Cross-Border Mergers and Differences in Corporate Governance

Authors


  • The authors would like to thank Bernard Black, David Denis, Jay Hartzell, Murali Jagannathan, Srini Krishnamurthy, Adair Morse, David Ravenscraft, Hong Yan and seminar participants at Binghamton University, Georgetown University, University of North Carolina, University of Oklahoma, University of Washington and the FMA European Meeting for helpful comments.
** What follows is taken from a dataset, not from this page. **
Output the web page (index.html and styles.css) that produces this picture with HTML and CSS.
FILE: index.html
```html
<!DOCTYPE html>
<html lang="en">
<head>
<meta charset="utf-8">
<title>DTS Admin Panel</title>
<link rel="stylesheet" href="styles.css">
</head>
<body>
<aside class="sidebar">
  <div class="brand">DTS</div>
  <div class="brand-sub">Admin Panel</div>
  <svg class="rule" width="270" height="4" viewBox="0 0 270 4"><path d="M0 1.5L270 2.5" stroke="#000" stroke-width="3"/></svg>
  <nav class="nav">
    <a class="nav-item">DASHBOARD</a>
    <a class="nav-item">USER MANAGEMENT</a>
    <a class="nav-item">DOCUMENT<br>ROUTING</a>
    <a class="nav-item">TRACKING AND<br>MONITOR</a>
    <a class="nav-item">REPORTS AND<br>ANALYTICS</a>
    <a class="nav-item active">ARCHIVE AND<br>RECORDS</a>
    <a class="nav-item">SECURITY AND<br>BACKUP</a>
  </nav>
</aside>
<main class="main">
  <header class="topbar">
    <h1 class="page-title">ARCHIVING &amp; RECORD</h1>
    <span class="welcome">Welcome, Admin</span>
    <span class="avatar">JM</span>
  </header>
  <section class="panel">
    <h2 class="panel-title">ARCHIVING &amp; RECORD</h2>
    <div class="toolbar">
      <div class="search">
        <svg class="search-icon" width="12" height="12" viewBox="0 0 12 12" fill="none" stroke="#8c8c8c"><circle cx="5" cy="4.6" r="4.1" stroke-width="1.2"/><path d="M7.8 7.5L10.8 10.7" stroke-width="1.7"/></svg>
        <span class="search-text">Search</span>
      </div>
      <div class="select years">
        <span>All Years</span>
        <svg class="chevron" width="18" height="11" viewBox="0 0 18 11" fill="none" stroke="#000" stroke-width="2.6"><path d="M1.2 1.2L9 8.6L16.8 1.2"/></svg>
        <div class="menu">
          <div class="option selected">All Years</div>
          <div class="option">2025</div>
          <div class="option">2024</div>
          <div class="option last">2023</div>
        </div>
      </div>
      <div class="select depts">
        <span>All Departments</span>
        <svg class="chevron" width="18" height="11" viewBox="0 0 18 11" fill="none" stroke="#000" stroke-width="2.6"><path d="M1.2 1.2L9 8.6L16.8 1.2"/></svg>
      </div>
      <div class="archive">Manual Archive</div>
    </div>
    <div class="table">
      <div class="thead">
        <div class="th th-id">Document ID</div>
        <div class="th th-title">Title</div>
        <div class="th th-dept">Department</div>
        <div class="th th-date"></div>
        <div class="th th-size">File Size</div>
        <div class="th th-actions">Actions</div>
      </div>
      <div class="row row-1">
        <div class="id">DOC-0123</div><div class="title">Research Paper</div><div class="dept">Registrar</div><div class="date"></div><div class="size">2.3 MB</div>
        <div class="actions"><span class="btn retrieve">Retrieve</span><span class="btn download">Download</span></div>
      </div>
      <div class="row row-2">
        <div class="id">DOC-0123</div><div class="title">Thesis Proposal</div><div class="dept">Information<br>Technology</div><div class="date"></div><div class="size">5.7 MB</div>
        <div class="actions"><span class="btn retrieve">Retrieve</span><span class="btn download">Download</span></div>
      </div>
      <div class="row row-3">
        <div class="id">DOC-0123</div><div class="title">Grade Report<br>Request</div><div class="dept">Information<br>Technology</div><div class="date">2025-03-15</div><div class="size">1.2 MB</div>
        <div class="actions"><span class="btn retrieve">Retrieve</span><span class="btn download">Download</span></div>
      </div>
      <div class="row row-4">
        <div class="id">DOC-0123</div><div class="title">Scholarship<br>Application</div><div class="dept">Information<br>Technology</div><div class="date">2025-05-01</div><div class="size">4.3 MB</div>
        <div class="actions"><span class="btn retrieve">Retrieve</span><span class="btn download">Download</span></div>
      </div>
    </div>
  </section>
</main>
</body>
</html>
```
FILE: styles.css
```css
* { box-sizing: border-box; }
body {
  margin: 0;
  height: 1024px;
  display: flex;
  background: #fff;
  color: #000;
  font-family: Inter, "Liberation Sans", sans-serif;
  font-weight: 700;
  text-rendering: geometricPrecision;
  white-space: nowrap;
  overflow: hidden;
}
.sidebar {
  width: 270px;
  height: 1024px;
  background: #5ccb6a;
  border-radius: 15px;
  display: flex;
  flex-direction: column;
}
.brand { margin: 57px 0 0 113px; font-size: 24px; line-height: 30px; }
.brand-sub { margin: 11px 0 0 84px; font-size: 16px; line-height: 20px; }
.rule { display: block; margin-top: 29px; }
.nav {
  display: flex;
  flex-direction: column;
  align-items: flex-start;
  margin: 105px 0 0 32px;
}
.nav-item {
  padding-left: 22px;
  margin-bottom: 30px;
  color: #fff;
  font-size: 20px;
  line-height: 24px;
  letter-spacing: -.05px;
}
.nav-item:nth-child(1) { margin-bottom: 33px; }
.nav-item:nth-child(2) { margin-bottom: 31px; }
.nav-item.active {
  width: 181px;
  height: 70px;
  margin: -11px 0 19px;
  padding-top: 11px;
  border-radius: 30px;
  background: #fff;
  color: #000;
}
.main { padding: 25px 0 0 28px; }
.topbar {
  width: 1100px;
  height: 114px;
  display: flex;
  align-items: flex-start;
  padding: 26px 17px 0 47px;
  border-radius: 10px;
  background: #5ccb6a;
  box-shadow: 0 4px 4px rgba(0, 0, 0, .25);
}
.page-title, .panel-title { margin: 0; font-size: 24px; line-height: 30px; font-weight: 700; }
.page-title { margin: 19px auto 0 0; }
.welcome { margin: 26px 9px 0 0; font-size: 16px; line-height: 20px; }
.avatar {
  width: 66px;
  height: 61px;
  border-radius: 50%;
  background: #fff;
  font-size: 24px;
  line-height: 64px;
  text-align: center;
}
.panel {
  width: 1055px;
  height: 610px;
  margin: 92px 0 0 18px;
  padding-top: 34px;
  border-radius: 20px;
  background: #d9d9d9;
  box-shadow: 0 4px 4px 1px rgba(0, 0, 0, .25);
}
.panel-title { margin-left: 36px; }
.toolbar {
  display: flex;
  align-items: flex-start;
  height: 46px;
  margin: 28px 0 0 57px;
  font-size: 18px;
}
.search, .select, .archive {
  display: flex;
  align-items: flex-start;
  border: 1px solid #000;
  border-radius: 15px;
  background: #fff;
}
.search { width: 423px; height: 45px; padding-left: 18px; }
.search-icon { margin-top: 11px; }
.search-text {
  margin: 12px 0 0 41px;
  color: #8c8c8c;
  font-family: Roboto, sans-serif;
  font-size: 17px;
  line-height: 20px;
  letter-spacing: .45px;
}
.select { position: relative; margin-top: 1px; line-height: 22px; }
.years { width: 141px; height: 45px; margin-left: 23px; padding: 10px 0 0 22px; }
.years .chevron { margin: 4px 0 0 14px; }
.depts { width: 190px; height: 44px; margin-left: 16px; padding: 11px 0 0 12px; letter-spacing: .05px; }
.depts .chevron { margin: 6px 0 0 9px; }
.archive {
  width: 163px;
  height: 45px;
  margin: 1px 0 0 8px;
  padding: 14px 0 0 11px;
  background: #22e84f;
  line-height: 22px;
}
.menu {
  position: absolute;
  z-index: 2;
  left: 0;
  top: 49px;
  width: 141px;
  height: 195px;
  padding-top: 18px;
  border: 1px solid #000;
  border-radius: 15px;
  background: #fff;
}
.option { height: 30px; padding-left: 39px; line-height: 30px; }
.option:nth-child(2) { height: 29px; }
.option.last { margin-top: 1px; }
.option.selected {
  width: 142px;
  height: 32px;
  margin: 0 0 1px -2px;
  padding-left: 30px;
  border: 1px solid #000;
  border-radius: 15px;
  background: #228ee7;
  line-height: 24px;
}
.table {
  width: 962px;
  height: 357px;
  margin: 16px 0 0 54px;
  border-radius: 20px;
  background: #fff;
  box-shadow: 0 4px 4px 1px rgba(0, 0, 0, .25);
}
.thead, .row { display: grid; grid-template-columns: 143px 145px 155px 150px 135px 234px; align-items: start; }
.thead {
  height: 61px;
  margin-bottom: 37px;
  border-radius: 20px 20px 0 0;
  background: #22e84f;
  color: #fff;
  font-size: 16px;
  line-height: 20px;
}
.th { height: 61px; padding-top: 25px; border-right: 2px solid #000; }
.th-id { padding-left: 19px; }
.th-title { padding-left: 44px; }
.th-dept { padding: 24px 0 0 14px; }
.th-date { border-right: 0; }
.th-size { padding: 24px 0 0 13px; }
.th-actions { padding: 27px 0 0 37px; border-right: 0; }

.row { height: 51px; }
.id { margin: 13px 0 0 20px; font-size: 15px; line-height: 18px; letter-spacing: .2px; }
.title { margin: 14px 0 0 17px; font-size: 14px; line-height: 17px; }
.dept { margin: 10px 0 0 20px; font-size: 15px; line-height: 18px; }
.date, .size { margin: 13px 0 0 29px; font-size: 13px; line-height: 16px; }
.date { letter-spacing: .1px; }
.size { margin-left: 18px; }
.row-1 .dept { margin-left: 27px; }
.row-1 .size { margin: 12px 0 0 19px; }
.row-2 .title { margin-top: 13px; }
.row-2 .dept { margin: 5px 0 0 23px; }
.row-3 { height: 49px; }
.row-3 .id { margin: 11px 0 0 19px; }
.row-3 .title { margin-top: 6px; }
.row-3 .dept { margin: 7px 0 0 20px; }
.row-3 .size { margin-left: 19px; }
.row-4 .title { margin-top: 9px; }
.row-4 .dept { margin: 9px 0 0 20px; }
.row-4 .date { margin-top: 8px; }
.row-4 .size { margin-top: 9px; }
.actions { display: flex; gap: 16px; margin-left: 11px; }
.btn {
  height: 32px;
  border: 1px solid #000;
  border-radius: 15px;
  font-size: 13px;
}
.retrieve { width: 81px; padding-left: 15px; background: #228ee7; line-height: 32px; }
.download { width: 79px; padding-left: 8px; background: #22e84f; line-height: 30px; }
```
A previous version of this paper won the Best Paper Award at the 2004 FMA European meetings.

Kelsey Wei

Naveen Jindal School of Management

The University of Texas at Dallas

800 West Campbell Road

Mail Station 31

Richardson

TX 75080-3021

USA

kelsey.wei@utdallas.edu

Abstract

We examine whether corporate governance differences affect firm valuation in cross-border mergers. We find that takeover premiums are decreasing in the quality of the foreign acquirer's home country governance for deals completed with stock, suggesting that the acquirers compensate target shareholders for the resulting exposure to inferior corporate governance regimes. Correspondingly, we find that the acquiring firm stockholders' abnormal returns at the merger announcement are increasing in the quality of corporate governance for stock offers. Finally, we find that foreign acquirers from countries with better corporate governance are more likely to make stock offers.